The cosmodrome is scheduled for completion by the end of this year, but has already seen delays of up to several months.

A group of Russian students on Monday began an unconventional summer vacation laboring to help finish a much-delayed and corruption-riddled cosmodrome construction project in Russia's Far East.

The opening ceremony for the student's summer of construction work took place Monday, the Amur regional government said in a statement.

More than 1,000 students will join the construction effort, adding to the more than 8,000 builders already on site, the statement said. About 130 students have already joined the builders, it said.

Deputy Construction Minister Leonid Stavitsky said in early April that the students would be paid for their work but did not specify how much, news agency Interfax reported.

The Vostochny Cosmodrome project has become notorious over the past year for a series of corruption allegations and labor violations.

Builders at the site in April protested months of unpaid wages by painting complaints directed toward President Vladimir Putin in huge letters on the roofs of their huts.

"Four months without pay — we want to work," one message sprawled over the roof of several huts said.  

Putin said during a televised call-in that he was taking the matter under his personal control.
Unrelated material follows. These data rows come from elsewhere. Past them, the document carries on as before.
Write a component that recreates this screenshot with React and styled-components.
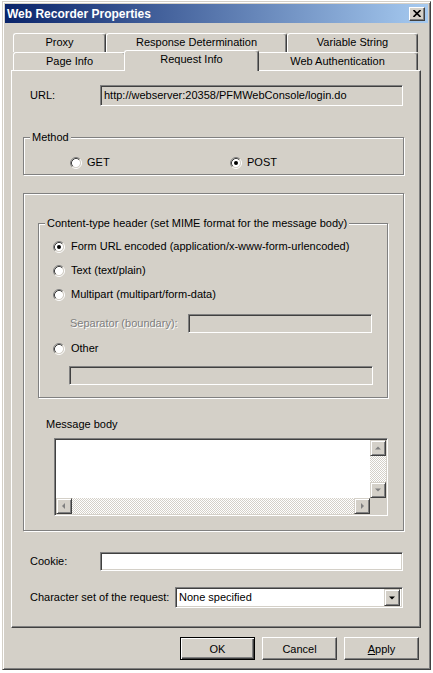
import React from 'react';
import styled, { createGlobalStyle } from 'styled-components';

const GlobalStyle = createGlobalStyle`
  html, body {
    margin: 0;
    padding: 0;
    background: #ffffff;
  }
  body {
    font-family: "Liberation Sans", Arial, sans-serif;
    font-size: 11px;
    color: #000;
  }
`;

const FACE = '#d4d0c8';

const Window = styled.div`
  box-sizing: border-box;
  width: 429px;
  height: 669px;
  margin: 1px 0 0 2px;
  padding: 2px;
  background: ${FACE};
  border: 1px solid;
  border-color: ${FACE} #404040 #404040 ${FACE};
  box-shadow: inset 1px 1px #fff, inset -1px -1px #808080;
  display: flex;
  flex-direction: column;
`;

const TitleBar = styled.div`
  height: 19px;
  flex: none;
  display: flex;
  align-items: center;
  padding-left: 2px;
  background: linear-gradient(to right, #0a246a, #a6caf0);
`;

const TitleText = styled.span`
  flex: 1;
  color: #fff;
  font-weight: bold;
  font-size: 12px;
`;

const CloseButton = styled.div`
  box-sizing: border-box;
  width: 16px;
  height: 14px;
  margin-right: 3px;
  background: ${FACE};
  border: 1px solid;
  border-color: #fff #404040 #404040 #fff;
  box-shadow: inset -1px -1px #808080;
  display: flex;
  align-items: center;
  justify-content: center;
`;

const Body = styled.div`
  padding: 10px 7px 0 6px;
  display: flex;
  flex-direction: column;
`;

const TabStrip = styled.div`
  display: flex;
  flex-direction: column;
  padding-left: 2px;
`;

const TabRow = styled.div`
  display: flex;
  align-items: flex-end;
  height: ${p => p.$h}px;
`;

const Tab = styled.div`
  box-sizing: border-box;
  position: relative;
  width: ${p => (p.$active ? p.$w + 4 : p.$w)}px;
  height: ${p => (p.$active ? p.$h + 3 : p.$h)}px;
  margin: ${p => (p.$active ? '0 -2px -1px -2px' : '0')};
  z-index: ${p => (p.$active ? 1 : 0)};
  background: ${FACE};
  border: 1px solid;
  border-bottom: none;
  border-color: #fff #404040 #404040 #fff;
  border-radius: 3px 3px 0 0;
  box-shadow: inset -1px 0 #808080;
  display: flex;
  justify-content: center;
  padding-top: 2px;
  line-height: 13px;
`;

const Panel = styled.div`
  box-sizing: border-box;
  height: 558px;
  background: ${FACE};
  border: 1px solid;
  border-color: #fff #404040 #404040 #fff;
  box-shadow: inset -1px -1px #808080;
  display: flex;
  flex-direction: column;
  align-items: flex-start;
`;

const Row = styled.div`
  display: flex;
  align-items: center;
  margin-top: ${p => p.$mt || 0}px;
  padding-left: ${p => p.$pl || 0}px;
  line-height: 13px;
`;

const Label = styled.span`
  flex: none;
  width: ${p => (p.$w ? p.$w + 'px' : 'auto')};
  color: ${p => (p.$disabled ? '#808080' : '#000')};
  text-shadow: ${p => (p.$disabled ? '1px 1px #fff' : 'none')};
`;

const Field = styled.div`
  box-sizing: border-box;
  flex: none;
  width: ${p => p.$w}px;
  height: ${p => p.$h || 21}px;
  margin-left: ${p => p.$ml || 0}px;
  margin-top: ${p => p.$mt || 0}px;
  padding: 0 3px;
  background: ${p => (p.$disabled ? FACE : '#fff')};
  border: 1px solid;
  border-color: #808080 #fff #fff #808080;
  box-shadow: inset 1px 1px #404040, inset -1px -1px ${FACE};
  display: flex;
  align-items: center;
  white-space: nowrap;
  overflow: hidden;
`;

const GroupBox = styled.div`
  box-sizing: border-box;
  width: ${p => p.$w}px;
  margin: ${p => p.$mt || 0}px 0 0 ${p => p.$ml || 0}px;
  padding: 0 0 ${p => p.$pb || 0}px ${p => p.$pl || 0}px;
  border: 1px solid #808080;
  box-shadow: inset 1px 1px #fff, 1px 1px #fff;
  display: flex;
  flex-direction: column;
  align-items: flex-start;
`;

const Caption = styled.div`
  margin: -7px 0 0 ${p => 6 - (p.$pl || 0)}px;
  padding: 0 2px;
  background: ${FACE};
  line-height: 13px;
`;

const Option = styled.label`
  display: flex;
  align-items: center;
  gap: ${p => p.$gap || 6}px;
  width: ${p => (p.$w ? p.$w + 'px' : 'auto')};
  line-height: 13px;
`;

const RadioDot = ({ checked }) => (
  <svg width="12" height="12" viewBox="0 0 12 12">
    <circle cx="6" cy="6" r="4.2" fill="#fff" />
    <path d="M2.11 9.89 A5.5 5.5 0 0 1 9.89 2.11" fill="none" stroke="#808080" />
    <path d="M9.89 2.11 A5.5 5.5 0 0 1 2.11 9.89" fill="none" stroke="#fff" />
    <path d="M2.82 9.18 A4.5 4.5 0 0 1 9.18 2.82" fill="none" stroke="#404040" />
    <path d="M9.18 2.82 A4.5 4.5 0 0 1 2.82 9.18" fill="none" stroke={FACE} />
    {checked && <circle cx="6" cy="6" r="2" fill="#000" />}
  </svg>
);

const Radio = ({ checked, children, w, gap }) => (
  <Option $w={w} $gap={gap}>
    <RadioDot checked={checked} />
    <span>{children}</span>
  </Option>
);

const Memo = styled.div`
  box-sizing: border-box;
  width: 334px;
  height: 78px;
  margin: 7px 0 0 30px;
  background: #fff;
  border: 1px solid;
  border-color: #808080 #fff #fff #808080;
  box-shadow: inset 1px 1px #404040, inset -1px -1px ${FACE};
  padding: 1px;
  display: grid;
  grid-template-columns: 1fr 16px;
  grid-template-rows: 1fr 16px;
`;

const ScrollBar = styled.div`
  display: flex;
  flex-direction: ${p => (p.$vertical ? 'column' : 'row')};
`;

const Track = styled.div`
  flex: 1;
  background: repeating-conic-gradient(#fff 0 25%, ${FACE} 0 50%) 0 0 / 2px 2px;
`;

const ArrowButton = styled.div`
  box-sizing: border-box;
  width: 16px;
  height: 16px;
  flex: none;
  background: ${FACE};
  border: 1px solid;
  border-color: ${FACE} #404040 #404040 ${FACE};
  box-shadow: inset 1px 1px #fff, inset -1px -1px #808080;
  display: flex;
  align-items: center;
  justify-content: center;
`;

const Corner = styled.div`
  background: ${FACE};
`;

const ARROWS = {
  up: 'M3 6.5 L6 3.5 L9 6.5 Z',
  down: 'M3 3.5 L9 3.5 L6 6.5 Z',
  left: 'M7 2 L4 5 L7 8 Z',
  right: 'M5 2 L8 5 L5 8 Z',
};

const Arrow = ({ dir, color = '#808080' }) => (
  <svg width="12" height="10" viewBox="0 0 12 10">
    <path d={ARROWS[dir]} fill={color} />
  </svg>
);

const Select = styled.div`
  box-sizing: border-box;
  width: 228px;
  height: 21px;
  padding: 2px 2px 2px 3px;
  background: #fff;
  border: 1px solid;
  border-color: #808080 #fff #fff #808080;
  box-shadow: inset 1px 1px #404040, inset -1px -1px ${FACE};
  display: flex;
  align-items: center;
  white-space: nowrap;
`;

const DropButton = styled(ArrowButton)`
  margin-left: auto;
  height: 17px;
`;

const ButtonBar = styled.div`
  display: flex;
  justify-content: flex-end;
  gap: 7px;
  margin-top: 9px;
  padding-right: 2px;
`;

const Button = styled.div`
  box-sizing: border-box;
  width: 75px;
  height: 23px;
  background: ${FACE};
  border: 1px solid;
  border-color: ${p => (p.$default ? '#000' : '#fff #404040 #404040 #fff')};
  box-shadow: ${p =>
    p.$default
      ? 'inset 1px 1px #fff, inset -1px -1px #404040, inset -2px -2px #808080'
      : 'inset -1px -1px #808080'};
  display: flex;
  align-items: center;
  justify-content: center;
  u {
    text-decoration: underline;
  }
`;

const backTabs = [
  { label: 'Proxy', w: 93 },
  { label: 'Response Determination', w: 181 },
  { label: 'Variable String', w: 131 },
];

const frontTabs = [
  { label: 'Page Info', w: 113 },
  { label: 'Request Info', w: 131, active: true },
  { label: 'Web Authentication', w: 161 },
];

export default function App() {
  return (
    <>
      <GlobalStyle />
      <Window>
        <TitleBar>
          <TitleText>Web Recorder Properties</TitleText>
          <CloseButton>
            <svg width="8" height="7" viewBox="0 0 8 7">
              <path d="M0.5 0 L7.5 7 M7.5 0 L0.5 7" stroke="#000" strokeWidth="1.6" />
            </svg>
          </CloseButton>
        </TitleBar>

        <Body>
          <TabStrip>
            <TabRow $h={19}>
              {backTabs.map(t => (
                <Tab key={t.label} $w={t.w} $h={19}>{t.label}</Tab>
              ))}
            </TabRow>
            <TabRow $h={18}>
              {frontTabs.map(t => (
                <Tab key={t.label} $w={t.w} $h={18} $active={t.active}>{t.label}</Tab>
              ))}
            </TabRow>
          </TabStrip>

          <Panel>
            <Row $mt={14} $pl={18}>
              <Label $w={70}>URL:</Label>
              <Field $w={303} $disabled>http://webserver:20358/PFMWebConsole/login.do</Field>
            </Row>

            <GroupBox $w={381} $mt={31} $ml={11} $pb={5} $pl={46}>
              <Caption $pl={46}>Method</Caption>
              <Row $mt={12}>
                <Radio w={160} gap={5}>GET</Radio>
                <Radio checked gap={5}>POST</Radio>
              </Row>
            </GroupBox>

            <GroupBox $w={381} $mt={18} $ml={11} $pb={14}>
              <GroupBox $w={350} $mt={29} $ml={14} $pb={12} $pl={14}>
                <Caption $pl={14}>Content-type header (set MIME format for the message body)</Caption>
                <Row $mt={10}>
                  <Radio checked>Form URL encoded (application/x-www-form-urlencoded)</Radio>
                </Row>
                <Row $mt={11}>
                  <Radio>Text (text/plain)</Radio>
                </Row>
                <Row $mt={11}>
                  <Radio>Multipart (multipart/form-data)</Radio>
                </Row>
                <Row $mt={13} $pl={17}>
                  <Label $w={118} $disabled>Separator (boundary):</Label>
                  <Field $w={184} $h={19} $disabled />
                </Row>
                <Row $mt={9}>
                  <Radio>Other</Radio>
                </Row>
                <Field $w={304} $h={19} $mt={11} $ml={16} $disabled />
              </GroupBox>

              <Row $mt={20} $pl={22}>
                <Label>Message body</Label>
              </Row>
              <Memo>
                <div />
                <ScrollBar $vertical>
                  <ArrowButton><Arrow dir="up" /></ArrowButton>
                  <Track />
                  <ArrowButton><Arrow dir="down" /></ArrowButton>
                </ScrollBar>
                <ScrollBar>
                  <ArrowButton><Arrow dir="left" /></ArrowButton>
                  <Track />
                  <ArrowButton><Arrow dir="right" /></ArrowButton>
                </ScrollBar>
                <Corner />
              </Memo>
            </GroupBox>

            <Row $mt={21} $pl={18}>
              <Label $w={70}>Cookie:</Label>
              <Field $w={303} $h={19} />
            </Row>

            <Row $mt={16} $pl={18}>
              <Label $w={145}>Character set of the request:</Label>
              <Select>
                None specified
                <DropButton><Arrow dir="down" color="#000" /></DropButton>
              </Select>
            </Row>
          </Panel>

          <ButtonBar>
            <Button $default>OK</Button>
            <Button>Cancel</Button>
            <Button><span><u>A</u>pply</span></Button>
          </ButtonBar>
        </Body>
      </Window>
    </>
  );
}
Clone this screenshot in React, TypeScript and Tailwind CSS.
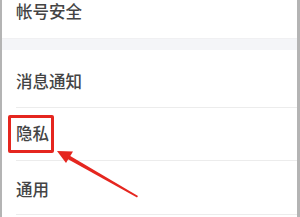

In late April around 1,300 workers received their back wages, totaling some 25 million rubles ($509,000), news agency TASS reported regional prosecutor Alexander Shcherbakov as saying.

The cosmodrome is scheduled for completion by the end of this year, but has already seen delays of up to several months. The space port has long been an important project for Russia's space industry, as the country's only major cosmodrome is currently a leased base in neighboring Kazakhstan.

Citing a source in the government, Interfax reported last week that the Federal Agency for Special Construction had requested 20 billion rubles ($410 million) in financial support to make sure the year-end deadline is met.